Doris Dörrie's Cherry Blossoms is part of a recent wave of family dramas that pay homage to Japanese director Yasujiro Ozu either overtly or implicitly, and in some ways, Cherry Blossoms seems like Dörrie's attempt to out-Ozu the competition. Elmar Wepper plays a late-middle-aged German bureaucrat who's nearing retirement when his wife Hannelore Elsner dies. Though Elsner claims her husband "hates adventure"—and though their grown children think he's so dull that they don't want him around—Wepper decides to live out his wife's dream to travel to Japan for a cherry-blossom festival. There, Wepper reconnects with Elsner by exploring her love of dance and experiencing the changing of the seasons.

Much of Cherry Blossoms is set in cramped domestic spaces populated by loved ones who barely tolerate each other, but while it's lovingly photographed and focused on long-simmering family strife, it's no Tokyo Story. It doesn't even approach the complexity of other recent studies of passive-aggressiveness, such as Rachel Getting Married, A Christmas Tale, or Hirokazu Kore-Eda's Still Walking. Dörrie is much blunter. Cherry Blossoms opens with a voiceover from Elsner describing Wepper's fussy habits and tendencies; Dörrie stays in that overexplaining vein for the next two hours, whether she's showing grandkids more interested in their Game Boys than conversation, or having Wepper dismiss the notion of a trip to Japan with a glib, "Fuji's just another mountain."
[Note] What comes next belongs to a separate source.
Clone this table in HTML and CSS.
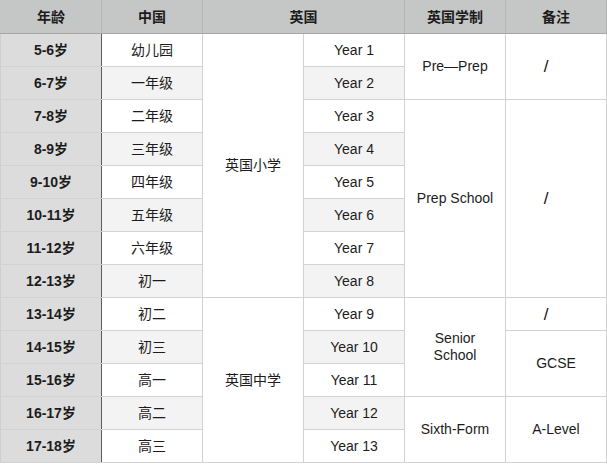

Cherry Blossoms' compositions are meticulous, and Dörrie modernizes her style with intermittent use of a handheld camera and impressionistic editing, reminiscent of Lost In Translation. Dörrie also holds on still images that sum up a situation: a tear stain on an ironing board, a plate of all-white food, a pair of shoes left behind by the recently departed, and so on. In spite of its overwrought first hour, Cherry Blossoms develops into something genuinely moving in its second half, as Wepper tries to conjure up the spirit of his late wife by holding her clothes and contemplating transience. But then Dörrie takes her Nipponophilia a step too far, as Wepper meets the family of a young Butoh dancer and enjoys a family dynamic far more satisfying than his own. There's something a little shallow about contrasting ungrateful German kids with their respectful Japanese counterparts and presuming the cultural differences are so cut-and-dried. At the least, it shows that Dörrie may not have understood Ozu's films as clearly as she believes.